For instance, if the species of the first 3 rows of the training set are "Iris-virginica", "Iris-setosa", ""Iris-versicolor", then those entries in the train_y data will look like [1, 0, 0], [0, 1, 0], [0, 0, 1] and the model will learn to predict [1, 0, 0] if the features match what it’s learned about “Iris-virginica.”

If the species are encountered in a different order in the test data, then we may end up with “Iris-virginica” having the 2nd position instead of the first in the test_y data, so the model will predict [1, 0, 0] but the scoring logic will be comparing against [0, 1, 0]

grossvogel · July 23, 2023, 2:24am

You can see what the model is predicting for the test data with Axon.predict/4

Axon.predict(model, trained_model_state, x_test)

grossvogel · July 23, 2023, 1:50pm

I had a few more minutes to play with this, and so far it looks like we can get better results by processing the x and y data into tensors before splitting up test and training sets.

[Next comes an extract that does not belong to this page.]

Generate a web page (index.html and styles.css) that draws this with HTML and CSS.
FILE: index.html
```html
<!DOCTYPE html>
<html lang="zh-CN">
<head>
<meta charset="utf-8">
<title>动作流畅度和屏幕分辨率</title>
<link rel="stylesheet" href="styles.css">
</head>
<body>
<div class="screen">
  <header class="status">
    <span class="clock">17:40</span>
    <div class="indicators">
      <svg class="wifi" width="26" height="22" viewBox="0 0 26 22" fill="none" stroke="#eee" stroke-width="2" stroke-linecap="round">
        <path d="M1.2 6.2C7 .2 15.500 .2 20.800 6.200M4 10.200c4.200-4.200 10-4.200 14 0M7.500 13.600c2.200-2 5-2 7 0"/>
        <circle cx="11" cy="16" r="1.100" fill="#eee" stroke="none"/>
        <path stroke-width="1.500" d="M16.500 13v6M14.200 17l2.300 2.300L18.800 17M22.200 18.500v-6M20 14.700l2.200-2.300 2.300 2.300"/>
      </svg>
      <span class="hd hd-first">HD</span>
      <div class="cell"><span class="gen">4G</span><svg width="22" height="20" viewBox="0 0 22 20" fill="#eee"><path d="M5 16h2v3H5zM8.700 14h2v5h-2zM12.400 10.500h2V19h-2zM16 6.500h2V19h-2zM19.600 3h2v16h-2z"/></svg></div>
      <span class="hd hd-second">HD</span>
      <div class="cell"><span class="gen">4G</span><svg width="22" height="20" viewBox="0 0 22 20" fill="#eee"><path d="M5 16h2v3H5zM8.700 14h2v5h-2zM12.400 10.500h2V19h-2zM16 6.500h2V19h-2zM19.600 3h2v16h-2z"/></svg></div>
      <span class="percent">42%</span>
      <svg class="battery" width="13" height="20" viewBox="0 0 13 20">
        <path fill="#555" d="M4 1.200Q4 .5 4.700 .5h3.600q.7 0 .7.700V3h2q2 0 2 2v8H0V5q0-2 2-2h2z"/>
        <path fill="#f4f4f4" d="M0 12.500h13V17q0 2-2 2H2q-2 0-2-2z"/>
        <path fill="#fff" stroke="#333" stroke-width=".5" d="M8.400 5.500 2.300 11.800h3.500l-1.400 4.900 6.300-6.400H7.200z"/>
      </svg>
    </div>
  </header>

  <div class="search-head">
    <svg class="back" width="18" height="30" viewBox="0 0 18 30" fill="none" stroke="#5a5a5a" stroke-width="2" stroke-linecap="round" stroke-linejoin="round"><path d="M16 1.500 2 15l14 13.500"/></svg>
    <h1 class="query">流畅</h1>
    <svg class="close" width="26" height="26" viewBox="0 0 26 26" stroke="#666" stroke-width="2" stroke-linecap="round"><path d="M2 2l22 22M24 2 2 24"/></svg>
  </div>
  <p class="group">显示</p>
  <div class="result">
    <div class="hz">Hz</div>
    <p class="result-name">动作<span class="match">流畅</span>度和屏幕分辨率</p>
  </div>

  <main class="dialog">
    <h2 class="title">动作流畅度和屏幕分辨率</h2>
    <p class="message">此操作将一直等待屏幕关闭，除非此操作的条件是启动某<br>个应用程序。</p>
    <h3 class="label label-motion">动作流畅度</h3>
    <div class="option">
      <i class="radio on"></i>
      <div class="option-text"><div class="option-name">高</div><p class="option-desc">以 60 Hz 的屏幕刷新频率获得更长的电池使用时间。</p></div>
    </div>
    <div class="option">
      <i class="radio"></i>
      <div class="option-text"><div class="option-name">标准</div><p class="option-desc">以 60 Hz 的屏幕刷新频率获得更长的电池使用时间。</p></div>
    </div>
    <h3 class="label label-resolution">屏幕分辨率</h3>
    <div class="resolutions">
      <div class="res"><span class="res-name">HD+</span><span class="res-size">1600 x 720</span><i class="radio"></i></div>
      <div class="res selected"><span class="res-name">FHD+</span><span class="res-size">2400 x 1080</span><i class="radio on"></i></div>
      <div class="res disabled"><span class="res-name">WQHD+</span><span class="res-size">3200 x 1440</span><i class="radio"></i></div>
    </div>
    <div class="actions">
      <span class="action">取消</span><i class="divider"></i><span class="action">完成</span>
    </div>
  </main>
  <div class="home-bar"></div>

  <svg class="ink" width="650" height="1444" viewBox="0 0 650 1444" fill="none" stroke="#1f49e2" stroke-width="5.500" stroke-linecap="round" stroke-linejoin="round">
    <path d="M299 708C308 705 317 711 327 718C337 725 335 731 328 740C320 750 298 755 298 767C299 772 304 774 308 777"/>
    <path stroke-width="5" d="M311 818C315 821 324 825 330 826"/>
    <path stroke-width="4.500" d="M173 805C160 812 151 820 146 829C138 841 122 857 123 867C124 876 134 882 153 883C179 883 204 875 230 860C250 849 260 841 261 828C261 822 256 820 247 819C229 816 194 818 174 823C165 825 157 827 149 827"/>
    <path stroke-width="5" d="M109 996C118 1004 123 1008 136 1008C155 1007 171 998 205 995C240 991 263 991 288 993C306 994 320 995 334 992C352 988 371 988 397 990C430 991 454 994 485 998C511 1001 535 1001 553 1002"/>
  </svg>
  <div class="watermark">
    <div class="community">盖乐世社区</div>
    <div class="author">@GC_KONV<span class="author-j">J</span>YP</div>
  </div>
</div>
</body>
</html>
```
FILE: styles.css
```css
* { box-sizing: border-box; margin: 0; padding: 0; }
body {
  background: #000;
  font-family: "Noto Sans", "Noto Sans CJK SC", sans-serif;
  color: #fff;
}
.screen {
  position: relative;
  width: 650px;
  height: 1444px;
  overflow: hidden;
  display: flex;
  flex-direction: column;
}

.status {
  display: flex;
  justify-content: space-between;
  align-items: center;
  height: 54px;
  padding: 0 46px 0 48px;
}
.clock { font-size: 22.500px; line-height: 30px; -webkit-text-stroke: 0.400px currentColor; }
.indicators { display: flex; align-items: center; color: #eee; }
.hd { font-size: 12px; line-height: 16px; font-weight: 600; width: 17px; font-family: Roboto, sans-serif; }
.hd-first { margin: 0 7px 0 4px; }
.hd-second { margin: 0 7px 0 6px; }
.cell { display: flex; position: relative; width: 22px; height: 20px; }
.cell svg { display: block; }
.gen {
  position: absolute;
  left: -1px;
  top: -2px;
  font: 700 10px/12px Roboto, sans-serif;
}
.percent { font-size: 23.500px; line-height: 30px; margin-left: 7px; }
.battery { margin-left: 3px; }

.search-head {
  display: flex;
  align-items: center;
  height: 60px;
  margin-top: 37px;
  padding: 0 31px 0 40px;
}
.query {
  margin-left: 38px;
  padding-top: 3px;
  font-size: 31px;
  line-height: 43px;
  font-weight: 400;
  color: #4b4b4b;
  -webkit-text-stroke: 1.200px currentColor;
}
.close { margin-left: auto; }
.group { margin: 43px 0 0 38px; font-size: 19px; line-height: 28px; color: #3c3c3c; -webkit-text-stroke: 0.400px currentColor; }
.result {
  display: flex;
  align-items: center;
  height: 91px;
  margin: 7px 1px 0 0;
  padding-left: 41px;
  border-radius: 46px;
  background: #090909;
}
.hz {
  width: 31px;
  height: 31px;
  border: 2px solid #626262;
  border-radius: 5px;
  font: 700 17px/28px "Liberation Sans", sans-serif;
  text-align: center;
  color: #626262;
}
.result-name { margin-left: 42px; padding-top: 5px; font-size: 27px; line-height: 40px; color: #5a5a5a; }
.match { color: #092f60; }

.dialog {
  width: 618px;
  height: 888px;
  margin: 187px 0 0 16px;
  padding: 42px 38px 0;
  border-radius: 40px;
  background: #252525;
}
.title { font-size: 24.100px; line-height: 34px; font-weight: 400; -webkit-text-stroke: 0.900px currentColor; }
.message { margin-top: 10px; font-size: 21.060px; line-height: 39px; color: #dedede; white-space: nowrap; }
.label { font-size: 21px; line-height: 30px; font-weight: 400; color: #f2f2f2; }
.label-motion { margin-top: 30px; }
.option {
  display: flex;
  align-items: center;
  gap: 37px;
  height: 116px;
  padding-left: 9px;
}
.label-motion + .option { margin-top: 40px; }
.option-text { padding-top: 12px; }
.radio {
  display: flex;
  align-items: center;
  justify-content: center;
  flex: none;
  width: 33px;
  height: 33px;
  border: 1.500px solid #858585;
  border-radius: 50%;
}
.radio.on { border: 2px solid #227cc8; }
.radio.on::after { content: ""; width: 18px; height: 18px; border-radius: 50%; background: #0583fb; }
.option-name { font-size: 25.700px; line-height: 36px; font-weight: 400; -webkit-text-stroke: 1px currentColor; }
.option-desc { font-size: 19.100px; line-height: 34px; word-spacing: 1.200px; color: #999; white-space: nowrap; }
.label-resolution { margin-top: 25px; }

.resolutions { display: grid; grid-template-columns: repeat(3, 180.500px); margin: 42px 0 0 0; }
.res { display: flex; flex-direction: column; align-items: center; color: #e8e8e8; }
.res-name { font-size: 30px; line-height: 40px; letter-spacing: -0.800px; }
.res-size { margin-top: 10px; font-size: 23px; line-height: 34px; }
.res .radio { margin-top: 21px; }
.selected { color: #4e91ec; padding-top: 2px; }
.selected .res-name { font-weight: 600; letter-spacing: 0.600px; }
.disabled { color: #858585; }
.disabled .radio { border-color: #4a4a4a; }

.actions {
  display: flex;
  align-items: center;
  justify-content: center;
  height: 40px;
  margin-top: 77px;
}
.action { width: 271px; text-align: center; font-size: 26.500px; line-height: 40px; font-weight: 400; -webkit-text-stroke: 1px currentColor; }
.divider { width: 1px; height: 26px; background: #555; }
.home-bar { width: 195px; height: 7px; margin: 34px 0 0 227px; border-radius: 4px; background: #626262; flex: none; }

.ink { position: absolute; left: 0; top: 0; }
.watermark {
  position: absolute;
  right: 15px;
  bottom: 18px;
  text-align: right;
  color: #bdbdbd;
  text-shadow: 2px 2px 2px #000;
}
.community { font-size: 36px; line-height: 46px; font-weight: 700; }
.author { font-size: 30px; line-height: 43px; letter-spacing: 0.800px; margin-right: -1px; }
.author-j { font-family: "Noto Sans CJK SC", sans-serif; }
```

feature_columns = ["sepal_length", "sepal_width", "petal_length", "petal_width"]
label_column = "species"

x_all = Nx.stack(shuffled_normalized_iris[feature_columns], axis: 1)

y_all =
  shuffled_normalized_iris[label_column]
  |> Explorer.Series.cast(:category)
  |> Nx.stack(axis: -1)
  |> Nx.equal(Nx.iota({1, 3}, axis: -1))

x_train = x_all[0..119]
x_test = x_all[120..149]

y_train = y_all[0..119]
y_test = y_all[120..149]

djaouen · July 23, 2023, 2:45pm

Thanks, I will try this. Could it be that the one-hot encoding creates different category values since we are encoding different sets of labels? I think that might explain the low accuracy, if so.

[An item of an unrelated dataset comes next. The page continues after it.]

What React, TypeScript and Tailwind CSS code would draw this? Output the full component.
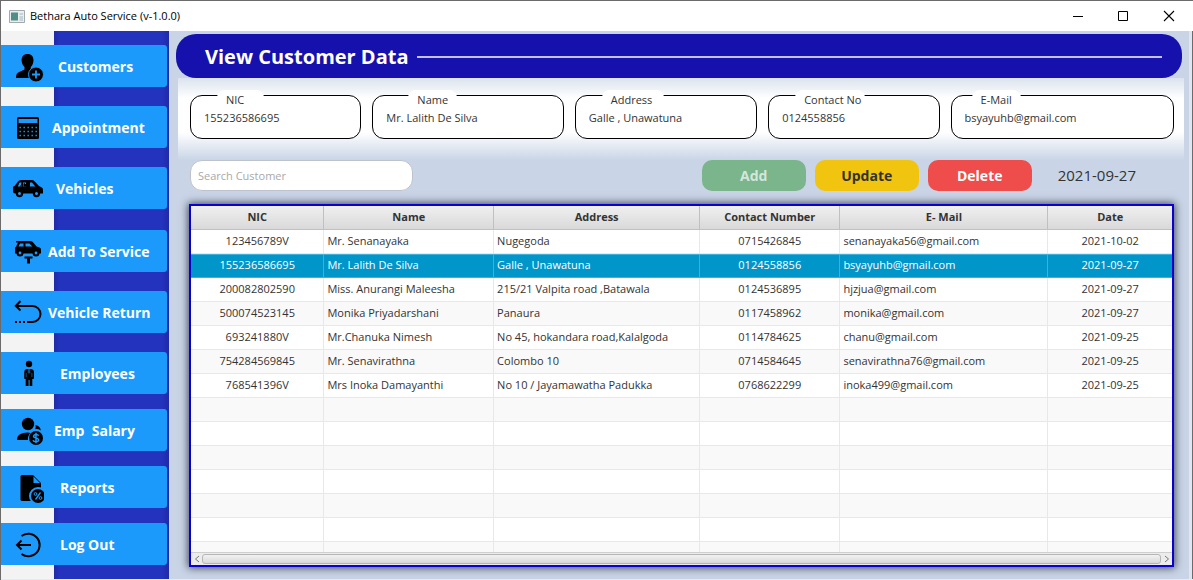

Edit: Yep, I just tried it, and this seems to have fixed the problem. Thanks, @grossvogel!

shawn_leong · August 8, 2023, 2:52am

I ran into the same problem too.

First place I had looked was the accompanying Livebooks from PragProg that clued me in to the ordering.

Here’s the code from the accompanying Livebook:

feature_columns = [
  "sepal_length",
  "sepal_width",
  "petal_length",
  "petal_width"
]

label_column = "species"

x_train = Nx.stack(train_df[feature_columns], axis: 1)

y_train =
  train_df
  |> DF.pull(label_column)
  |> Explorer.Series.to_list()
  |> Enum.map(fn
    "Iris-setosa" -> 0
    "Iris-versicolor" -> 1
    "Iris-virginica" -> 2
  end)
  |> Nx.tensor(type: :u8)
  |> Nx.new_axis(-1)
  |> Nx.equal(Nx.iota({1, 3}, axis: -1))

x_test = Nx.stack(test_df[feature_columns], axis: 1)

y_test =
  test_df
  |> DF.pull(label_column)
  |> Explorer.Series.to_list()
  |> Enum.map(fn
    "Iris-setosa" -> 0
    "Iris-versicolor" -> 1
    "Iris-virginica" -> 2
  end)
  |> Nx.tensor(type: :u8)
  |> Nx.new_axis(-1)
  |> Nx.equal(Nx.iota({1, 3}, axis: -1))

Notice it manually maps the categorical labels to {0,1,2}, before converting it to a tensor to be one-hot encoded

I have to say I really prefer @grossvogel’s alternative code that uses Explorer.Series.cast(:category) instead since Explorer already does provide a convenient method for one-hot encoding.

I’ve reported this issue to @seanmor5 as an Errata on the official devtalk forum referencing this thread.

Edit: Added the link to download the accompanying Livebooks from PragProg.